Brown University Open Curriculum History
The Open Curriculum was first proposed in the late 1960’s. Unsurprisingly, the proposal was not met without controversy. The proposal traces to two students back then, Elliott Maxwell of the Class of 1968 and Ira Magaziner of the Class of 1969. These young men penned a report advocating for significant changes to Brown’s curriculum (and the institution’s very educational mission).
And, of course, everyone just loved Maxwell and Magaziner’s proposal, right? Wrong. Brown’s president at the time, Ray Heffner, said of the plan, “The University is not a participatory democracy and never will be.” Oh, President Heffner? History suggests otherwise. It seems Brown was a participatory democracy, after all! That very proposal President Heffner quickly dismissed would shape Brown’s curriculum for generations.
Changes to Brown’s Open Curriculum Through the Years
As Lydia Defusto reported a few years back for The Brown Daily Herald in a piece entitled “Open Curriculum at 50,” “While the ethos of the open curriculum has remained largely unchanged since its 1969 implementation, some curricular details have been revamped over the past 50 years…Multiple changes occurred in the 1980s, such as the addition of the writing requirement. In 1988, faculty increased the minimum number of courses required to graduate from 28 to 30 after noticing that most students completed the bare minimum number of requirements instead of ‘using the cushion to explore challenging classes,’ according to a 2009 Herald article.
Defusto went on, “Other curricular adjustments after 1969 include the creation of First Year Seminars and an increase in the number of concentration options. ‘Modes of Thought’ courses, a central part of Magaziner and Maxwell’s original proposal, were officially revoked in 2009, 40 years after the proposal’s adoption.”

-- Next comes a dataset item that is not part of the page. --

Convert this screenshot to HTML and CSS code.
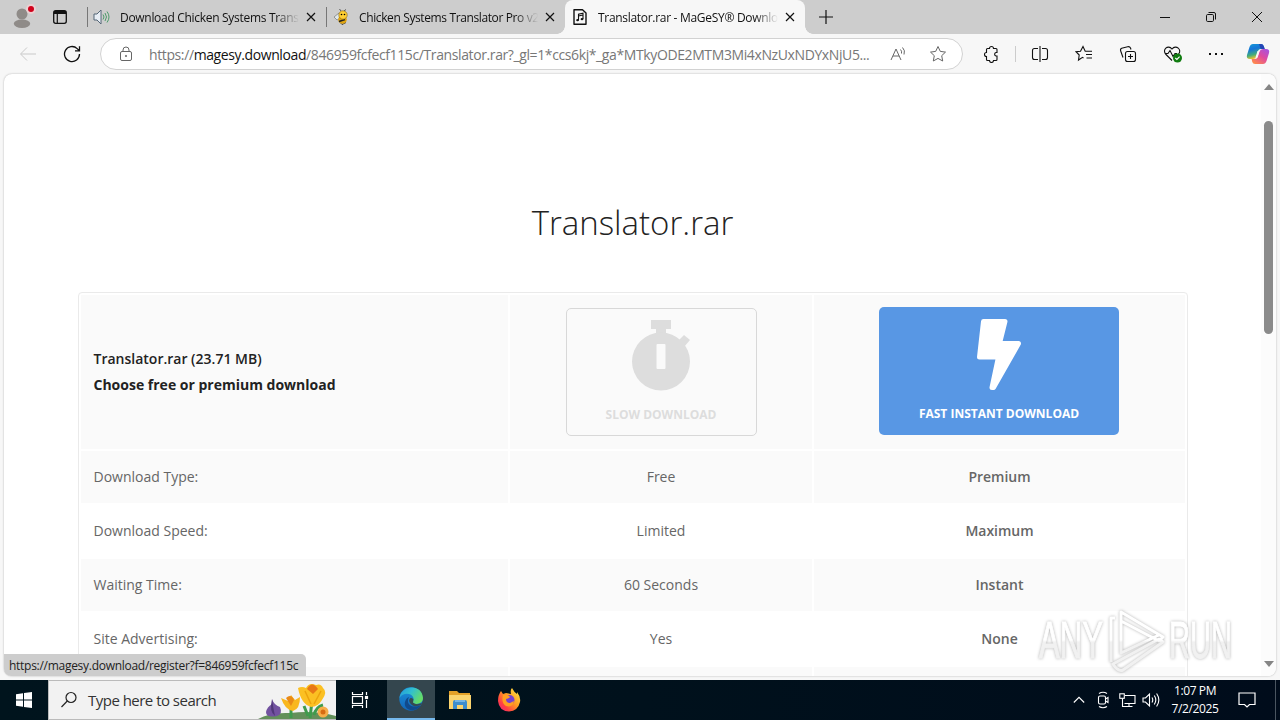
FILE: index.html
```html
<!DOCTYPE html>
<html lang="en">
<head>
  <meta charset="UTF-8">
  <title>Translator.rar - MaGeSY® Download</title>
  <link rel="stylesheet" href="styles.css">
</head>
<body>
  <div class="browser">
    <div class="tab-strip">
      <div class="profile">
        <svg width="24" height="24" viewBox="0 0 24 24">
          <circle cx="10" cy="8" r="5.5" fill="#8f8b88"/>
          <ellipse cx="10" cy="17.7" rx="8.2" ry="4.2" fill="#8f8b88"/>
          <circle cx="19" cy="3" r="5" fill="#ecd0d2"/>
          <circle cx="19" cy="3" r="3" fill="#d0021b"/>
        </svg>
      </div>
      <svg class="tab-actions" width="16" height="16" viewBox="0 0 16 16" fill="none" stroke="#111">
        <rect x="1.7" y="1.7" width="12.6" height="12.6" rx="2" stroke-width="1.3"/>
        <path d="M2 3.5h12" stroke-width="3"/>
        <path d="M5.3 4v10" stroke-width="1.2"/>
      </svg>
      <div class="tab first">
        <svg class="favicon" width="18" height="18" viewBox="0 0 18 18">
          <path d="M1 6h3l4-4v14l-4-4H1z" fill="#e8eef5" stroke="#556677"/>
          <path d="M10 6.5q2 2.5 0 5M12 5q3 4 0 8M14 3.5q4 5.5 0 11" fill="none" stroke="#4d9b6b"/>
        </svg>
        <span class="tab-title">Download Chicken Systems Trans</span>
        <svg class="close" width="10" height="10" viewBox="0 0 10 10"><path d="M1 1l8 8M9 1l-8 8"/></svg>
      </div>
      <div class="tab second">
        <svg class="favicon" width="18" height="18" viewBox="0 0 18 18">
          <path d="M2 9l5-4 3 4-5 3z" fill="#dfe8ec" stroke="#777" stroke-width=".7"/>
          <path d="M7 13l3 3.5 4-2" stroke="#333" fill="none"/>
          <ellipse cx="10.5" cy="11.5" rx="4.3" ry="4.3" fill="#e0a510"/>
          <path d="M7 13.5l6-2" stroke="#222" stroke-width="1.5"/>
          <circle cx="11" cy="7" r="4.2" fill="#ffcf33" stroke="#8a6410" stroke-width=".6"/>
          <path d="M9 3L7.5 1M12 3l2-1.5" stroke="#555"/>
          <circle cx="9.5" cy="6.5" r=".8"/><circle cx="12.5" cy="6.5" r=".8"/>
        </svg>
        <span class="tab-title">Chicken Systems Translator Pro v2</span>
        <svg class="close" width="10" height="10" viewBox="0 0 10 10"><path d="M1 1l8 8M9 1l-8 8"/></svg>
      </div>
      <div class="tab active">
        <svg class="favicon" width="18" height="18" viewBox="0 0 18 18" fill="none" stroke="#111">
          <path d="M3 1.7h8.5L15 5v11.3H3z" stroke-width="1.4" stroke-linejoin="round"/>
          <path d="M7.5 12V6.2l4.5-1V11M7.5 8l4.5-1" stroke-width="1.1"/>
          <ellipse cx="6.6" cy="12.2" rx="1.4" ry="1.1" fill="#111" stroke="none"/>
          <ellipse cx="11" cy="11.2" rx="1.4" ry="1.1" fill="#111" stroke="none"/>
        </svg>
        <span class="tab-title">Translator.rar - MaGeSY® Downlo</span>
        <svg class="close" width="10" height="10" viewBox="0 0 10 10"><path d="M1 1l8 8M9 1l-8 8"/></svg>
      </div>
      <svg class="new-tab" width="14" height="14" viewBox="0 0 14 14"><path d="M7 0v14M0 7h14"/></svg>
      <div class="window-buttons">
        <svg width="12" height="12" viewBox="0 0 12 12"><path d="M1 6.5h10"/></svg>
        <svg width="12" height="12" viewBox="0 0 12 12"><rect x="1.5" y="3.5" width="7" height="7" rx="1.2"/><path d="M3.5 1.5h5.5q1.5 0 1.5 1.5v5.5"/></svg>
        <svg width="12" height="12" viewBox="0 0 12 12"><path d="M1 1l10 10M11 1L1 11"/></svg>
      </div>
    </div>

    <div class="toolbar">
      <svg class="back" width="18" height="16" viewBox="0 0 18 16"><path d="M17 8H2M8 1.5L1.5 8 8 14.5"/></svg>
      <svg class="reload" width="18" height="18" viewBox="0 0 18 18"><path d="M16.5 9a7.5 7.5 0 1 1-2.3-5.4l2 2M16.5 1.300v4.500H12"/></svg>
      <div class="address">
        <svg class="lock" width="14" height="16" viewBox="0 0 14 16"><rect x="1.5" y="5.5" width="11" height="9" rx="1.5"/><path d="M4 5.5V4q0-3 3-3t3 3v1.5"/><circle cx="7" cy="10" r=".7"/></svg>
        <span class="url">https://<b>magesy.download</b>/846959fcfecf115c/Translator.rar?_gl=1*ccs6kj*_ga*MTkyODE2MTM3Mi4xNzUxNDYxNjU5...</span>
        <svg class="read" width="17" height="16" viewBox="0 0 17 16"><path d="M1 14L6 3l5 11M3 10h6M10.5 3.5q1.5 1.5 1 4M12.5 1.5q3 3 1.5 7"/></svg>
        <svg class="star" width="18" height="18" viewBox="0 0 18 18"><path d="M9 1.5l2.3 4.9 5.2.7-3.8 3.6 1 5.3L9 13.4 4.3 16l1-5.3L1.5 7.1l5.2-.7z"/></svg>
      </div>
      <div class="tools">
        <svg width="18" height="18" viewBox="0 0 18 18"><path d="M5.5 3.5h2a2 2 0 0 1 4 0H14q1 0 1 1v3h-1a1.800 1.800 0 0 0 0 3.500h1v3.500q0 1-1 1h-2.500a2 2 0 0 1-4 0h-2q-1 0-1-1V11.500a2 2 0 0 1 0-4v-3q0-1 1-1z"/></svg>
        <i class="separator"></i>
        <svg width="18" height="18" viewBox="0 0 18 18"><path d="M7 3.5H3.5q-2 0-2 2v7q0 2 2 2H7M11 3.5h3.5q2 0 2 2v7q0 2-2 2H11M9 1v16"/></svg>
        <svg width="18" height="18" viewBox="0 0 18 18"><path d="M8.500 13L7.500 12.300 3.500 15l.7-5L1 6.700l4.500-.5L8 1.500l2.200 4.700H17M11 9.500h6M11.500 13H17"/></svg>
        <svg width="18" height="18" viewBox="0 0 18 18"><rect x="6.5" y="6.5" width="10" height="10" rx="2"/><path d="M11.500 9v5M9 11.500h5M4 12.500L1.700 6q-.7-2 1-2.700l6-1.600q2-.5 2.800 1.300L12 4.500"/></svg>
        <svg width="20" height="18" viewBox="0 0 20 18"><path d="M9 15.500L3 9.500C-1.500 5 5-1 9 4c4-5 10.500 1 6.500 5M2 8.500h3l2-3 3 6 2-3h2"/><circle cx="14.5" cy="13" r="4.5" fill="#107c10" stroke="none"/><path d="M12.300 13l1.600 1.500 2.700-2.800" stroke="#fff"/></svg>
        <svg width="18" height="18" viewBox="0 0 18 18"><path d="M2 9h2M8 9h2M14 9h2" stroke-width="2"/></svg>
      </div>
      <svg class="copilot" width="24" height="22" viewBox="0 0 24 22">
        <defs>
          <linearGradient id="cool" x1="0" y1="0" x2=".3" y2="1"><stop offset="0" stop-color="#169bd5"/><stop offset=".4" stop-color="#1574d8"/><stop offset=".75" stop-color="#42ac7c"/><stop offset="1" stop-color="#f3c22b"/></linearGradient>
          <linearGradient id="warm" x1="1" y1="0" x2=".2" y2="1"><stop offset="0" stop-color="#9f55e8"/><stop offset=".5" stop-color="#df4aa0"/><stop offset="1" stop-color="#ff8a4c"/></linearGradient>
        </defs>
        <path d="M7 1h8q2 0 2.700 2l1 3h-4q-2 0-2.700 2l-1.700 5.500Q9.500 16 7 16H4q-4 0-3-4l2.500-8Q4.500 1 7 1z" fill="url(#cool)"/>
        <path d="M17 21H9q-2 0-2.700-2l-.7-3H9q2 0 2.700-2l1.800-5.500Q14.300 6 17 6h3q4 0 3 4l-2.500 8q-1 3-3.500 3z" fill="url(#warm)"/>
        <path d="M13 1h2q2 0 2.700 2l1 3h-4z" fill="#2345b5"/>
        <path d="M13.500 8h-2l-2 6.500h2z" fill="#f7f7f7"/>
      </svg>
    </div>

    <div class="viewport">
      <div class="page">
        <h1>Translator.rar</h1>
        <div class="plans">
          <div class="cell head file">
            <span>Translator.rar (23.71 MB)</span>
            <strong>Choose free or premium download</strong>
          </div>
          <div class="cell head">
            <a class="download slow">
              <svg width="58" height="71" viewBox="0 0 58 71" fill="#ddd">
                <path d="M19 0h20v9h-5v7H24V9h-5z"/>
                <circle cx="29" cy="41.5" r="29"/>
                <path d="M46 21l6-6 6 5-6 7z"/>
                <rect x="24.5" y="24" width="9" height="25" rx="1" fill="#fafafa"/>
              </svg>
              <span>SLOW DOWNLOAD</span>
            </a>
          </div>
          <div class="cell head">
            <a class="download fast">
              <svg width="46" height="71" viewBox="0 0 46 71" fill="#fff" stroke="#fff" stroke-width="5" stroke-linejoin="round">
                <path d="M7.500 2.500H29L23.500 24.500h19L17.500 68.500H16L22.500 38H3.500z"/>
              </svg>
              <span>FAST INSTANT DOWNLOAD</span>
            </a>
          </div>
          <div class="cell shade">Download Type:</div><div class="cell shade free">Free</div><div class="cell shade premium">Premium</div>
          <div class="cell">Download Speed:</div><div class="cell free">Limited</div><div class="cell premium">Maximum</div>
          <div class="cell shade">Waiting Time:</div><div class="cell shade free">60 Seconds</div><div class="cell shade premium">Instant</div>
          <div class="cell">Site Advertising:</div><div class="cell free">Yes</div><div class="cell premium">None</div>
          <div class="cell shade"></div><div class="cell shade"></div><div class="cell shade"></div>
        </div>
      </div>
      <div class="scrollbar">
        <svg width="10" height="6" viewBox="0 0 10 6"><path d="M0 6l5-6 5 6z"/></svg>
        <div class="thumb"></div>
        <svg width="10" height="6" viewBox="0 0 10 6"><path d="M0 0l5 6 5-6z"/></svg>
      </div>
    </div>
    <div class="status">https://magesy.download/register?f=846959fcfecf115c</div>
  </div>

  <svg class="watermark" width="210" height="74" viewBox="0 0 210 74">
    <defs><linearGradient id="fade" gradientUnits="userSpaceOnUse" x1="0" y1="0" x2="0" y2="72"><stop offset=".5" stop-color="#fff"/><stop offset=".53" stop-color="#f1f1f1"/></linearGradient></defs>
    <g class="mark-text">
      <text x="4" y="54" textLength="64" lengthAdjust="spacingAndGlyphs">ANY</text>
      <text x="134" y="54" textLength="63" lengthAdjust="spacingAndGlyphs">RUN</text>
    </g>
    <path class="mark-line" d="M86 8l42 25-4 4-38-20zM86 17v32l38-18M80 14h-4v44M78 60l46-25 4 3-40 28q-5 2-10-6z"/>
  </svg>

  <div class="taskbar">
    <div class="start">
      <svg width="16" height="16" viewBox="0 0 16 16" fill="#fff"><path d="M0 2.200L7 1.200V7.500H0zM8 1l8-1v7.500H8zM0 8.500h7v6.300L0 13.800zM8 8.500h8V16L8 15z"/></svg>
    </div>
    <div class="search">
      <svg width="18" height="18" viewBox="0 0 18 18" fill="none" stroke="#222" stroke-width="1.2"><circle cx="10" cy="6.5" r="5"/><path d="M6.3 10L.5 16"/></svg>
      <span>Type here to search</span>
      <svg class="flowers" width="80" height="38" viewBox="0 0 80 38">
        <path d="M2 38q12-7 32-6 25-3 46 3v3z" fill="#63905a"/>
        <path d="M35 37V27M54 37l2-17M52 35l-4-10M58 34q2-8 9-10" stroke="#3f9b4d" stroke-width="3" fill="none"/>
        <path d="M16 18q2 6 8 8 3 7-3 9-11 2-11-4 1-5 6-8z" fill="#7252a0"/>
        <path d="M16 18q1 8 3 17-6-4-3-17z" fill="#503779"/>
        <path d="M25 17l7 3 3-6 4 5 5-3q0 12-7 14-8-1-12-13z" fill="#f9b71e"/>
        <path d="M30 17q5-5 8 2l-3 6z" fill="#e98a17"/>
        <path d="M42 7q4-2 8 0 3-6 10-3 5-2 7 3 5 4-1 12-4 7-11 7-10-3-13-19z" fill="#fbc023"/>
        <path d="M51 8q5-9 11 0l-5 5z" fill="#e87815"/>
        <path d="M49 10l6 13M65 10l-7 13" stroke="#eca30d" stroke-width="1.5"/>
        <circle cx="67" cy="31" r="5.5" fill="#f6ad49"/><circle cx="67" cy="31" r="2.5" fill="#d86b12"/>
      </svg>
    </div>
    <div class="task">
      <svg width="18" height="18" viewBox="0 0 18 18" fill="none" stroke="#fff" stroke-width="1.2"><path d="M1.5 1v2.500h10V1M1.500 17v-2.500h10V17M15.500 1v3M15.500 9v8"/><rect x="1.500" y="5.500" width="10" height="7"/><rect x="14.500" y="5.500" width="2" height="2" fill="#fff"/></svg>
    </div>
    <div class="task open">
      <svg width="24" height="24" viewBox="0 0 24 24">
        <defs>
          <linearGradient id="wave" x1="0" y1="0" x2="1" y2=".5"><stop offset="0" stop-color="#2398dc"/><stop offset=".5" stop-color="#31bfd0"/><stop offset="1" stop-color="#65dc67"/></linearGradient>
          <linearGradient id="deep" x1="0" y1="0" x2="0" y2="1"><stop offset="0" stop-color="#1b92dd"/><stop offset="1" stop-color="#1265b6"/></linearGradient>
        </defs>
        <circle cx="12" cy="12" r="11.7" fill="url(#deep)"/>
        <path d="M.5 11C2-2 23-4 24 11c0 6-7 7-10 5-1.500-1 1-2 .5-5C13 6 4 5 .5 11z" fill="url(#wave)"/>
        <path d="M10 10c-4 8 4 12 12 8-5 9-18 5-16-3q1-4 4-5z" fill="#114a8b"/>
        <path d="M14 15.500q3 3 9 .5l-1 2q-8 3-11-2-2-3 .5-5 2-.5 3 1.500z" fill="#354a51"/>
      </svg>
    </div>
    <div class="task">
      <svg width="22" height="20" viewBox="0 0 22 20">
        <path d="M0 1h8l2 2h11v4H0z" fill="#e4a128"/><path d="M0 5h22v14H0z" fill="#fbd46e"/>
        <path d="M4 19v-7q0-2 2-2h10q2 0 2 2v7h-4v-4H8v4z" fill="#3e8ece"/><path d="M6 10h10v2H6z" fill="#76b6e5"/>
      </svg>
    </div>
    <div class="task">
      <svg width="24" height="24" viewBox="0 0 24 24">
        <defs><linearGradient id="fire" x1="1" y1="0" x2="0" y2="1"><stop offset="0" stop-color="#fff04a"/><stop offset=".45" stop-color="#ff9b22"/><stop offset=".75" stop-color="#ff3d45"/><stop offset="1" stop-color="#e5268b"/></linearGradient></defs>
        <path d="M4 3l2 3 3-1 5 1q-1-4 1-6 2 4 5 6V4q4 5 3 10-2 9-11 9.500Q2 23 1 13q0-6 3-10z" fill="url(#fire)"/>
        <circle cx="12.5" cy="12" r="5" fill="#7642cf"/><path d="M6 7q5-1 7 2-2 2-4 2 0 4 4 4l4-2q-1 7-8 5-5-3-3-11z" fill="#ff9f21"/>
      </svg>
    </div>
    <div class="tray">
      <svg width="12" height="18" viewBox="0 0 12 18"><path d="M.8 11.500L6 6.300l5.200 5.200"/></svg>
      <svg width="12" height="18" viewBox="0 0 12 18"><path d="M2 2.500q4-2.500 8 0M2 15.500q4 2.500 8 0"/><rect x="1.500" y="5" width="7" height="8" rx="1.500"/><path d="M8.500 8l2.500-1.500v5L8.500 10"/></svg>
      <svg width="17" height="18" viewBox="0 0 17 18"><path d="M6 4.500h10v8H5.500M3.500 7.500v8h10M10 12.500v3"/><rect x=".8" y="2.800" width="4.500" height="4.500"/></svg>
      <svg width="18" height="18" viewBox="0 0 18 18"><path d="M1 7h2.500l4-4v12l-4-4H1zM10 6.500q1.500 2.500 0 5M12.300 4.500q3 4.500 0 9M14.600 2.500q4.500 6.500 0 13"/></svg>
    </div>
    <div class="clock"><span>1:07 PM</span><span>7/2/2025</span></div>
    <svg class="notify" width="18" height="18" viewBox="0 0 18 18"><path d="M1 2h16v11.500h-5.500L9 16l-2.500-2.500H1z"/></svg>
    <div class="show-desktop"></div>
  </div>
</body>
</html>
```
FILE: styles.css
```css
* {
  box-sizing: border-box;
}
body {
  margin: 0;
  width: 1280px;
  height: 720px;
  overflow: hidden;
  position: relative;
  font-family: "Open Sans", "Noto Sans", sans-serif;
}
svg {
  display: block;
  flex: none;
}
.browser {
  position: relative;
  height: 680px;
  background: #f7f7f7;
}
.tab-strip {
  display: flex;
  align-items: center;
  height: 34px;
  background: #cdcdcd;
}
.profile {
  margin-left: 12px;
  padding-top: 3px;
  height: 28px;
}
.profile svg {
  overflow: visible;
}
.tab-actions {
  margin: 0 19px 0 16px;
}
.tab {
  display: flex;
  align-items: center;
  width: 239px;
  height: 34px;
  padding: 0 10px 0 6px;
  font-size: 12px;
  letter-spacing: -0.38px;
  color: #111;
}
.tab.first,
.tab.second {
  background: linear-gradient(#777, #777) left center / 1px 20px no-repeat;
}
.tab-title {
  flex: 1;
  margin: 0 5px 0 9px;
  white-space: nowrap;
  -webkit-mask-image: linear-gradient(90deg, #000 86%, transparent 99%);
  mask-image: linear-gradient(90deg, #000 86%, transparent 99%);
}
.tab.first .tab-title {
  letter-spacing: -0.3px;
}
.tab.active {
  position: relative;
  width: 240px;
  background: #f7f7f7;
  border-radius: 8px 8px 0 0;
}
.tab.active .tab-title {
  margin-left: 9px;
  letter-spacing: -0.3px;
}
.tab.active::before,
.tab.active::after {
  content: "";
  position: absolute;
  bottom: 0;
  width: 8px;
  height: 8px;
}
.tab.active::before {
  right: 100%;
  background: radial-gradient(circle at 0 0, transparent 7.5px, #f7f7f7 8px);
}
.tab.active::after {
  left: 100%;
  background: radial-gradient(circle at 100% 0, transparent 7.5px, #f7f7f7 8px);
}
.close {
  fill: none;
  stroke: #111;
  stroke-width: 1.2;
}
.new-tab {
  margin-left: 14px;
  stroke: #111;
  stroke-width: 1.2;
}
.window-buttons {
  display: flex;
  gap: 34px;
  margin-left: auto;
  margin-right: 17px;
  fill: none;
  stroke: #111;
}
.toolbar {
  display: flex;
  align-items: center;
  height: 40px;
  padding: 0 11px 0 19px;
  fill: none;
}
.back {
  stroke: #c9c9c9;
}
.reload {
  margin: 0 19px 0 26px;
  stroke: #111;
  stroke-width: 1.3;
}
.address {
  display: flex;
  align-items: center;
  width: 863px;
  height: 32px;
  padding: 0 15px 0 18px;
  background: #fff;
  border: 1px solid #d2d2d2;
  border-radius: 16px;
  stroke: #666;
}
.url {
  width: 722px;
  margin-left: 16px;
  font-size: 14px;
  letter-spacing: -0.39px;
  white-space: nowrap;
  color: #777;
}
.url b {
  font-weight: 400;
  color: #111;
}
.read {
  margin: 0 22px 0 19px;
}
.tools {
  display: flex;
  align-items: center;
  gap: 26px;
  margin-left: 19px;
  stroke: #111;
  stroke-width: 1.1;
}
.tools svg:nth-of-type(5) {
  margin-right: -2px;
}
.separator {
  width: 1px;
  height: 16px;
  margin: 0 -11px;
  background: #ccc;
}
.copilot {
  margin-left: auto;
  margin-right: -1px;
}
.viewport {
  display: flex;
  width: 1272px;
  height: 602px;
  margin-left: 4px;
  overflow: hidden;
  background: #fff;
  border-radius: 8px;
  box-shadow: 0 0 2px rgba(0, 0, 0, 0.3);
}
.page {
  width: 1257px;
}
h1 {
  margin: 125px 0 0;
  height: 48px;
  line-height: 48px;
  text-align: center;
  font-size: 33px;
  font-weight: 300;
  color: #222;
}
.plans {
  display: grid;
  grid-template-columns: 427px 302px 371px;
  grid-template-rows: 154px;
  grid-auto-rows: 52px;
  gap: 2px;
  width: 1110px;
  margin: 45px 0 0 74px;
  padding: 2px;
  border: 1px solid #eaeaea;
  border-radius: 4px;
}
.cell {
  display: flex;
  align-items: center;
  padding: 0 0 2px 12.5px;
  font-size: 14px;
  color: #666;
}
.shade,
.head {
  background: #fafafa;
}
.free,
.premium,
.head {
  justify-content: center;
  padding: 0 0 2px;
}
.head {
  padding: 0;
}
.premium {
  font-weight: 600;
}
.file {
  flex-direction: column;
  align-items: flex-start;
  padding-left: 12.5px;
  line-height: 26px;
  color: #222;
  font-weight: 600;
}
.file strong {
  font-weight: 700;
}
.download {
  display: flex;
  flex-direction: column;
  align-items: center;
  height: 128px;
  padding-top: 12px;
  border-radius: 5px;
  font-size: 12px;
  font-weight: 700;
  line-height: 16px;
}
.download span {
  margin-top: 16px;
}
.slow {
  width: 191px;
  padding-top: 11px;
  border: 1px solid #d8d8d8;
  color: #ddd;
}
.fast {
  width: 240px;
  margin: -2px 1px 0 0;
  background: #5897e4;
  color: #fff;
}
.scrollbar {
  display: flex;
  flex-direction: column;
  align-items: center;
  width: 15px;
  padding: 10px 0 9px;
  background: #fcfcfc;
  fill: #858585;
}
.thumb {
  width: 9px;
  height: 213px;
  margin: 31px 0 auto;
  border-radius: 5px;
  background: #8b8b8b;
}
.status {
  position: absolute;
  left: 4px;
  bottom: 4px;
  width: 302px;
  height: 22px;
  padding-left: 5px;
  line-height: 23px;
  font-size: 12px;
  letter-spacing: -0.28px;
  white-space: nowrap;
  color: #222;
  background: #cdcdcd;
  border-radius: 0 5px 0 7px;
}
.watermark {
  position: absolute;
  left: 1035px;
  top: 604px;
  filter: drop-shadow(0 0 1.5px rgba(0, 0, 0, 0.3));
}
.mark-text {
  font: 400 51px "Liberation Sans", sans-serif;
  fill: url(#fade);
  stroke: url(#fade);
  stroke-width: 1;
}
.mark-line {
  fill: none;
  stroke: url(#fade);
  stroke-width: 3;
  stroke-linejoin: round;
}
.taskbar {
  display: flex;
  align-items: center;
  height: 40px;
  color: #fff;
  background: linear-gradient(90deg, #00141d, #00111c 50%, #000c1b);
}
.start {
  display: flex;
  justify-content: center;
  width: 48px;
}
.search {
  display: flex;
  align-items: center;
  width: 288px;
  height: 40px;
  padding-left: 12px;
  font-size: 15px;
  letter-spacing: -0.52px;
  color: #333;
  background: #f2f2f2;
  border: 1px solid #bbb;
  border-right: 0;
}
.search span {
  margin-left: 9px;
}
.flowers {
  align-self: flex-end;
  margin-left: auto;
}
.task {
  display: flex;
  align-items: center;
  justify-content: center;
  width: 49px;
  height: 40px;
}
.search + .task {
  width: 51px;
  padding-right: 3px;
}
.open {
  width: 48px;
  background: #34464e;
  border-bottom: 2px solid #76b9ed;
}
.tray {
  display: grid;
  grid-template-columns: repeat(4, 24px);
  justify-items: center;
  margin-left: auto;
  fill: none;
  stroke: #fff;
  stroke-width: 1.1;
}
.clock {
  display: flex;
  flex-direction: column;
  align-items: center;
  width: 56px;
  margin: 0 15px 0 4px;
  line-height: 18px;
  font-size: 12px;
  letter-spacing: -0.4px;
}
.notify {
  margin-right: 19px;
  fill: none;
  stroke: #fff;
  stroke-width: 1.2;
}
.show-desktop {
  width: 5px;
  height: 40px;
  border-left: 1px solid #4a5560;
}
```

How Does Brown’s Open Curriculum Work?
Brown’s Open Curriculum is intended to encourage academic exploration and freedom. Four fundamental tenets of the program include:
- No general graduation requirements outside of a student’s concentration.
- A grading system that does not calculate grade point averages and class rank.
- The flexibility to concentrate one’s studies in broad, interdisciplinary fields of study instead of majoring in a focused area
- The option of taking any class for either a grade or pass/fail — or “satisfactory” / “no credit” in Brown’s lingo.
The Enduring Role of Brown’s Open Curriculum
In our experience, Brown’s Open Curriculum remains a key reason why so many students in 2023 remain interested in applying to Brown all these years after the curricular proposal nearly 55 years ago.
Yet when students apply to Brown and are asked — as they typically are — about the Open Curriculum, they too often cite generalities about the curriculum or make the mistake of name-dropping classes.
While the wording of the “Why Open Curriculum” question can vary from year to year, its spirit remains a constant.
For applicants to the Brown Class of 2027, students were asked, “Brown’s Open Curriculum allows students to explore broadly while also diving deeply into their academic pursuits. Tell us about any academic interests that excite you, and how you might use the Open Curriculum to pursue them while also embracing topics with which you are unfamiliar.”
In prior years, the question read, “What do you hope to experience at Brown through the open curriculum, and what do you hope to contribute to the Brown community?”
The fact that a critical supplemental essay on Brown’s current application focuses on the Open Curriculum — nearly 55 years after the curriculum’s inception — speaks to the enduring importance of this curriculum to the university. And we suspect it will remain critical to the Brown undergraduate experience for many years to come.